Ever one to challenge expectations,
the Howling Hex album
Neil Hagerty released in 2013 wasn't a retrospective; instead,
The Best of the Howling Hex offered a parcel of new songs set to waltz and polka rhythms. It might not be as immediately confounding as the project's previous album
Wilson Semiconductors, which stripped away the drums and all other members except for
Hagerty, but as with that album,
The Best of the Howling Hex becomes more inscrutable the more it flirts with seeming accessibility. For this album,
the Howling Hex is back to a full-band lineup, allowing
Hagerty's guitar more freedom than it had on
Wilson Semiconductors, where it provided the backbone to the music as well as fleshing it out.

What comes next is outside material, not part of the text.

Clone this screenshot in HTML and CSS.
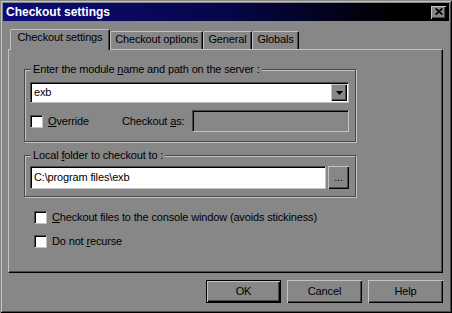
FILE: index.html
```html
<!DOCTYPE html>
<html>
<head>
<meta charset="utf-8">
<title>Checkout settings</title>
<link rel="stylesheet" href="styles.css">
</head>
<body>
<div class="window">
  <div class="titlebar">
    <span class="title">Checkout settings</span>
    <span class="close raised"><svg width="8" height="7" viewBox="0 0 8 7"><path d="M0.6 0.4 L7.4 6.6 M7.4 0.4 L0.6 6.6" stroke="#000" stroke-width="1.7" fill="none"/></svg></span>
  </div>
  <div class="client">
    <div class="tabs">
      <div class="tab active t1">Checkout settings</div>
      <div class="tab t2">Checkout options</div>
      <div class="tab t3">General</div>
      <div class="tab t4">Globals</div>
    </div>
    <div class="panel">
      <fieldset class="group g1">
        <legend>Enter the module <u>n</u>ame and path on the server :</legend>
        <div class="combo">
          <span class="combo-text">exb</span>
          <span class="combo-btn raised"><svg width="7" height="4" viewBox="0 0 7 4"><polygon points="0,0 7,0 3.5,4" fill="#000"/></svg></span>
        </div>
        <div class="row2">
          <span class="check"></span>
          <span class="lbl override"><u>O</u>verride</span>
          <span class="lbl">Checkout <u>a</u>s:</span>
          <span class="field disabled"></span>
        </div>
      </fieldset>
      <fieldset class="group g2">
        <legend>Local <u>f</u>older to checkout to :</legend>
        <div class="pathrow">
          <span class="field path">C:\program files\exb</span>
          <span class="browse raised">...</span>
        </div>
      </fieldset>
      <div class="opt first">
        <span class="check"></span>
        <span class="lbl"><u>C</u>heckout files to the console window (avoids stickiness)</span>
      </div>
      <div class="opt second">
        <span class="check"></span>
        <span class="lbl">Do not <u>r</u>ecurse</span>
      </div>
    </div>
    <div class="buttons">
      <span class="btn default">OK</span>
      <span class="btn">Cancel</span>
      <span class="btn">Help</span>
    </div>
  </div>
</div>
</body>
</html>
```
FILE: styles.css
```css
* { box-sizing: border-box; }
body {
  margin: 0;
  background: #878787;
  font-family: "Liberation Sans", Arial, sans-serif;
  font-size: 11px;
  line-height: 13px;
  letter-spacing: -0.15px;
  color: #000;
}
u { text-decoration: underline; text-underline-offset: 1px; }
.window {
  width: 452px;
  height: 313px;
  padding: 3px;
  background: #878787;
  box-shadow: inset 1px 1px #878787, inset -1px -1px #000, inset 2px 2px #c3c3c3, inset -2px -2px #4a4a4a;
  display: flex;
  flex-direction: column;
}
.titlebar {
  height: 18px;
  flex: none;
  display: flex;
  align-items: center;
  justify-content: space-between;
  padding: 0 3px;
  background: linear-gradient(90deg, #0c0c7a 0%, #06064a 50%, #000 88%);
  color: #fff;
  font-weight: bold;
  font-size: 12px;
  line-height: 14px;
  letter-spacing: 0;
}
.raised {
  background: #878787;
  box-shadow: inset 1px 1px #c3c3c3, inset -1px -1px #000, inset -2px -2px #4a4a4a;
}
.close {
  width: 15px;
  height: 13px;
  display: flex;
  align-items: center;
  justify-content: center;
}
.close svg { display: block; margin-top: -1px; }
.client {
  flex: 1;
  padding: 8px 6px 0 5px;
}
.tabs {
  display: flex;
  height: 21px;
  margin-bottom: -1px;
  padding-left: 2px;
  position: relative;
  z-index: 1;
}
.tab {
  height: 18px;
  margin-top: 2px;
  border-top: 1px solid #c3c3c3;
  border-left: 1px solid #c3c3c3;
  border-right: 1px solid #000;
  box-shadow: inset -1px 0 #4a4a4a;
  border-radius: 2px 2px 0 0;
  padding-top: 1px;
  text-align: center;
  white-space: nowrap;
  background: #878787;
}
.tab.active { height: 21px; margin-top: 0; }
.t1 { width: 100px; }
.t2 { width: 93px; }
.t3 { width: 49px; }
.t4 { width: 47px; }
.panel {
  height: 224px;
  border-top: 1px solid #c3c3c3;
  border-left: 1px solid #c3c3c3;
  border-right: 1px solid #000;
  border-bottom: 1px solid #000;
  box-shadow: inset -1px -1px #4a4a4a;
  padding: 13px 0 0 15px;
}
.group {
  width: 332px;
  min-width: 0;
  margin: 0;
  border: 1px solid #4a4a4a;
  box-shadow: 1px 1px #c3c3c3, inset 1px 1px #c3c3c3;
}
.group legend {
  padding: 0 2px;
  margin-left: 1px;
  background: #878787;
  line-height: 13px;
}
.g1 { padding: 6px 6px 9px 5px; }
.g2 { padding: 4px 6px 7px 5px; margin-top: 7px; }
.combo {
  width: 319px;
  height: 21px;
  display: flex;
  background: #fff;
  border: 1px solid;
  border-color: #4a4a4a #c3c3c3 #c3c3c3 #4a4a4a;
  box-shadow: inset 1px 1px #000;
  padding: 1px;
}
.combo-text { flex: 1; padding-left: 2px; line-height: 17px; }
.combo-btn {
  width: 16px;
  height: 17px;
  display: flex;
  align-items: center;
  justify-content: center;
}
.row2 {
  display: flex;
  align-items: center;
  height: 22px;
  margin-top: 7px;
}
.check {
  width: 13px;
  height: 13px;
  flex: none;
  background: #fff;
  border: 1px solid;
  border-color: #4a4a4a #c3c3c3 #c3c3c3 #4a4a4a;
  box-shadow: inset 1px 1px #000;
}
.lbl { margin-left: 5px; white-space: nowrap; }
.override { width: 74px; }
.row2 .lbl + .lbl { margin-left: 0; }
.field {
  display: block;
  border: 1px solid;
  border-color: #4a4a4a #c3c3c3 #c3c3c3 #4a4a4a;
  box-shadow: inset 1px 1px #000;
  background: #fff;
}
.field.disabled {
  width: 157px;
  height: 22px;
  margin-left: auto;
  background: #878787;
}
.pathrow { display: flex; gap: 2px; }
.field.path {
  width: 296px;
  height: 23px;
  padding: 1px 0 0 3px;
  line-height: 19px;
  white-space: nowrap;
}
.browse {
  width: 21px;
  height: 23px;
  display: flex;
  align-items: center;
  justify-content: center;
  line-height: 13px;
  padding-bottom: 1px;
}
.opt {
  display: flex;
  align-items: center;
  height: 13px;
  margin-left: 10px;
}
.opt.first { margin-top: 14px; }
.opt.second { margin-top: 11px; }
.buttons {
  display: flex;
  justify-content: flex-end;
  gap: 6px;
  margin-top: 7px;
}
.btn {
  width: 75px;
  height: 23px;
  display: flex;
  align-items: center;
  justify-content: center;
  background: #878787;
  box-shadow: inset 1px 1px #c3c3c3, inset -1px -1px #000, inset -2px -2px #4a4a4a;
}
.btn.default {
  border: 1px solid #000;
}
```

Here, he delivers strutting, choppy strokes and freakout solos with equal (and sometimes bewildering) frequency. Still,
The Best of the Howling Hex is dominated by
Hagerty's rhythmic choices, with the loping waltz and bouncy polka beats adding a pointed surrealism to these songs' jaunty melodies. "The General Prologue" could very nearly pass for an arty, garage-rock take on polka-derived music such as tejano, and there are moments on "Street Craps" when the cadence
Hagerty's vocals takes makes it sound like he's singing backwards. He uses the precise "one-two-three" of the waltz as a contrast to the chaos he describes on "Electrico Northern," while a more flowing take on the beat allows the band to rock nearly as hard as
Hagerty's
Royal Trux days (and also offers some breathing room from the choppy, dense songs on the rest of the album). After more sprawling works like
You Can't Beat Tomorrow, it could seem that smaller-scale
Howling Hex albums like this one and
Wilson Semiconductors aren't as substantial, but after a few listens it becomes clear that
Hagerty is just taking a more condensed approach to his music. This might not be the best
Howling Hex album, but the way these songs approach pop and then glance off in cryptic tangents does exemplify what
Hagerty does with this project, and why he's been a challenging, and intriguing, artist for so many years.